Fierce fighting erupted between the Pakistani military and Afghan Taliban forces over the weekend, marking the deadliest conflict between the neighbors since the Taliban returned to power in Kabul in 2021.
Both Pakistani officials and the Taliban regime in Afghanistan claim to have inflicted heavy losses on the opposing side.
The Taliban said on Sunday they had killed 58 Pakistani soldiers in overnight border operations, but Pakistan’s army gave far lower casualty figures, saying 23 of its troops were killed. The Taliban also claimed to have captured 25 Pakistani army posts.
The Pakistani military, meanwhile, said it had killed more than 200 Afghan fighters, while the Taliban said only nine soldiers on its side were killed.
Claims from both sides could not be independently verified, as access to the border region remains heavily restricted.
Tensions between the two sides, who were once allies, escalated after Islamabad demanded Kabul take action against the Tehreek-e-Taliban Pakistan (TTP), a separate but closely linked group to the Afghan Taliban.
The TTP seeks to impose a hardline interpretation of Islam, particularly on Pakistan’s northwestern Khyber Pakhtunkhwa province, which borders Afghanistan.
Islamabad says the group operates from Afghan soil with impunity, but the Afghan Taliban deny the claim.
TTP militants have stepped up attacks against Pakistani security forces in recent years.
A UN report this year said the TTP “receive substantial logistical and operational support from the de facto authorities,” referring to the Taliban government in Kabul.
More than 500 people, including 311 troops and 73 policemen, have been killed in attacks between January and September 15 this year, the AFP news agency reported citing a Pakistan military spokesman.
Pakistan has also accused its archrival India of backing the Pakistani Taliban and other insurgent outfits in a bid to destabilize Pakistan. India denies such accusations and says Pakistan itself is involved in supporting secessionist militant groups operating in India-administered Kashmir.
Earlier last week, the Afghan Taliban accused Pakistan of bombing Kabul and a market in the country’s east.
Islamabad did not confirm or deny the air strikes. But Pakistan has repeatedly stressed the right to defend itself against what it said is a surging cross-border militancy.
The Afghan Taliban forces said they launched attacks on Pakistani troops late on Saturday as a “retaliation for air strikes carried out by the Pakistani army on Kabul.”
Michael Kugelman, a South Asia expert at the Washington-based Woodrow Wilson International Center for Scholars, told DW that the latest clashes between Pakistan and Afghanistan are “driven by Islamabad’s failure to curb Afghanistan-based anti-Pakistan terrorism.”
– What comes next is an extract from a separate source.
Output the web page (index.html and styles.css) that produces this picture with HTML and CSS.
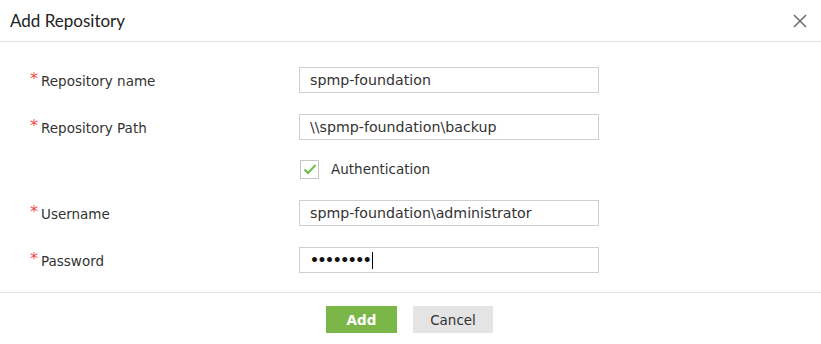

“Despite trying various strategies, including talks and limited military operations primarily within Pakistan, success has been elusive,” he said, adding the Pakistan’s “intensified counterterrorism operations” against targets in Afghanistan have now sparked a Taliban response, leading to the escalation.
While the fighting seems to have largely ended for now, the situation remains fragile and tensions run deep.
The clashes also prompted a halt in border trade between the neighbors as Pakistan closed crossings along their shared 2,600-kilometer (1,600-mile) frontier.
The move stranded scores of loaded goods vehicles on either side, a Pakistani industry representative told the Reuters news agency.
Afghan affairs expert Omar Samad, former ambassador of Afghanistan to Canada and a nonresident senior fellow at the Atlantic Council, warned that hostility between the two sides “can escalate into widespread violence and military action beyond what we are experiencing” and cause irreparable damage to the relationship between Islamabad and Kabul.
The expert also pointed out that the Afghan Taliban were not a match for the Pakistani military, despite being capable of staging operations at border posts.
“Thus, TTP reprisals, possibly encouraged by the Afghan Taliban, remain a major concern for Pakistan’s future,” he stressed.
Despite the rocky relationship between Islamabad and Kabul, both sides have made attempts over the past year to improve ties.
In May, Pakistan announced it would upgrade its diplomatic ties with the Afghan Taliban and designate an ambassador to Kabul, even though Islamabad has yet to formally recognize the Taliban government.
The neighboring nations also share close historical, cultural and people-to-people ties.
Millions of Afghans who fled their war-ravaged country over the past 40 years have found shelter in Pakistan.
But amid strained ties with the Afghan Taliban, Pakistan in 2023 started a massive initiative to repatriate approximately 4 million Afghans living in the country.
It has since deported over 800,000 Afghans, creating another source of tension with Kabul.